After four weeks a Spanish at Habla Ya, one-on-on with a really great teacher, Yaira Munoz, Princess called … and when you work for a Princess, when she calls you listen. Going in Habla Ya realized that my assignments on ships happen, sometimes last-minute, and promised to work with me. One of the things I like about Habla Ya is that they will work with you to achieve your goals. My wife had started in a class for local expats and this is the second year she has taken this expat series of classes. Well some of the others in the class had to leave early, so wanted to speed things up, which wasn’t working for Nikki, and so Habla Ya put her in another class. It just really depends on you and I appreciate Habla Ya’s willingness to work with your schedule and goals.

Yaira Habla YaYaira was telling me about another student who came from Germany not knowing any Spanish with the single goal to learn Spanish for business. Like most Habla Ya students he was in an immersion program, living with a local family and taking private classes seven hours [7 hours!!] a day, five days a week, and on weekends taking advantage of the tours and outings, of course in Spanish, offered by Habla Ya. In three weeks he was speaking Spanish, maybe not yet with all the tenses, but Speaking “like a native.”
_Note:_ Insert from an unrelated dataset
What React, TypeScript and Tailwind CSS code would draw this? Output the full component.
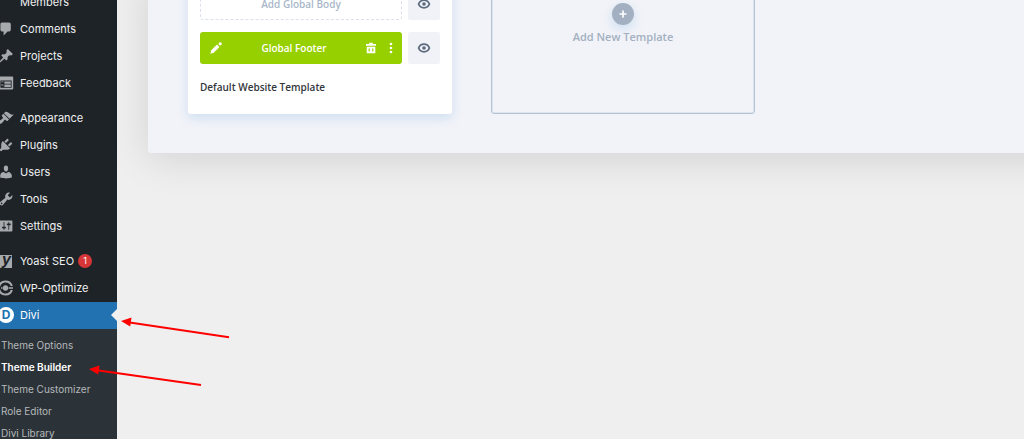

So, knowing I will be off on CARIBBEAN PRINCESS for a month with nothing to do but visit 16 ports of call in 12 countries, give 28 lectures, and answer port questions from 3,000 people, Jaira has loaded me down with Spanish homework [“tarea”]. Interestingly one of the options Habla Ya has available is to do classes online, which would have been a good option except for the fact that shipboard Internet is notoriously slow and expensive.

Hopefully I will find a couple of other crew members from Mexico or Spain who will help me perfect my Spanish pronunciation in the crew bar if I buy them drinks. Of course, just like English, every country pronounces things differently and uses different words for different things, not to mention that too many $1.50 drinks in the crew bar may not be that helpful for my Spanish education. Hell, I could probably visit the Cantina across from the new market in downtown Boquete on Saturday night and get the same thing!